Sadabat Paktı’na katılmayan devlet

  • Türkiye ile yaşadığı Hatay sorunu nedeniyle Suriye bu pakta katılmamıştır.

Sadabat Paktı’nın içeriği

  • Tıpkı Balkan Antantında olduğu gibi pakta katılan devletler, birbirlerinin dostu olduğunu, iç işlerine karışmayacaklarını, sınırlarının güvende olduğunu kabul etmişlerdir.

Sadabat Paktı’nın Türkiye için önemi

  • Türkiye Sadabat Paktı ile yaklaşan 2. Dünya Savaşı öncesinde Güneydoğu sınırını güvence altına almıştır.

KONU 8: HATAY’IN ANAVATANA KATILMASI (1939)

  • Türkiye, 1921 Ankara Antlaşmasına göre (sonra da Lozan’da) Hatay ve İskenderun’un Suriye’ye ait olduğunu kabul etmiştir. Ancak Fransa Hatay ve İskenderun’da özerk bir yönetim kurmayı ve Türkiye ile kültürel bağlarının devam edeceğini kabul etmişti.
  • Buna rağmen bölgede referanduma bir türlü yanaşmıyordu.
  • Konu, Türkiye tarafından Milletler Cemiyeti’ne taşındı.
  • Dünya Savaşı’nın yaklaştığı bir dönemde Fransa, 1936’da Suriye’de manda yönetimini sona erdirme kararı aldığında Hatay sorunu Türkiye tarafından çok daha kuvvetli biçimde dile getirilmeye başladı.
  • Atatürk liderliğinde Türkiye, Hatay meselesinde çok sert ve kararlı bir politika takip etti.
  • Bu süreçte Atatürk, “Kırk asırlık Türk yurdu düşman elinde bırakılamaz.” Gibi çok kararlı açıklamalarda bulundu. Gerekirse Cumhurbaşkanlığını bırakıp Hatay için savaşacağını söyledi.
  • Dünya Savaşı’nın kapıya dayandığı bir dönemde Dünya barışı için önemli adımlar atmış, Montrö ile stratejik önemini artırmış bir Türkiye’yi karşısına almak istemeyen Fransa geri adım atmak zorunda kaldı.
  • 1938 yılında Hatay Devleti kurulmuştur. Bu devletin Başkanı Tayfur Sökmen, Başbakanı Abdurrahman Melek ve Meclis Başkanı Abdulgani Türkmen olmuştur.
  • Hatay Meclisi, 29 Haziran 1939’da Türkiye’ye katılma kararı aldı. Bu karar doğrultusunda 7 Temmuz 1939’da Hatay vilayeti kurularak, Hatay’ın anavatana katılması gerçekleştirildi.
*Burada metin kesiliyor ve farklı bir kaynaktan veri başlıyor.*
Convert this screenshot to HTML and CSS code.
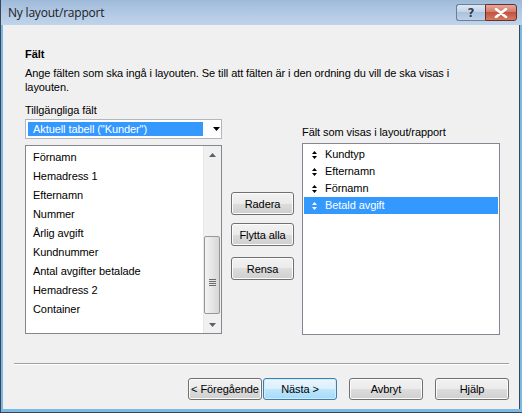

NOT: Atatürk, sağlığının daha da bozulması pahasına Hatay meselesinde yoğun çaba sarf etmiştir. Ancak meselenin tam çözümü onun ölümünden sonra gerçekleşmiştir.

BOZKURT-LOTUS OLAYI (1926)

  • 1926 tarihinde Ege Denizi’nde Midilli adası açıklarında Türk uyruklu Bozkurt gemisi ile Fransız uyruklu Lotus gemisi çarpışmış, kazada 8 Türk vatandaşı ölmüştür.
  • Bu olay üzerine Türkiye, Lotus gemisinin kaptanını tutuklamış, Fransa ise uluslar arası sularda Türkiye’nin bunu yapmaya hakkı yok diyerek itiraz etmiştir.

ÖNEMLİ: Türkiye bu davada Lahey Uluslar arası Adalet Divanı’na gitmiş ve Türkiye’yi Adalet Bakanı Mahmut Esat Bey temsil etmiştir. Türkiye’nin kazandığı bu davadaki başarıdan sonra Mahmut Esat Bey, Bozkurt soyadını almıştır.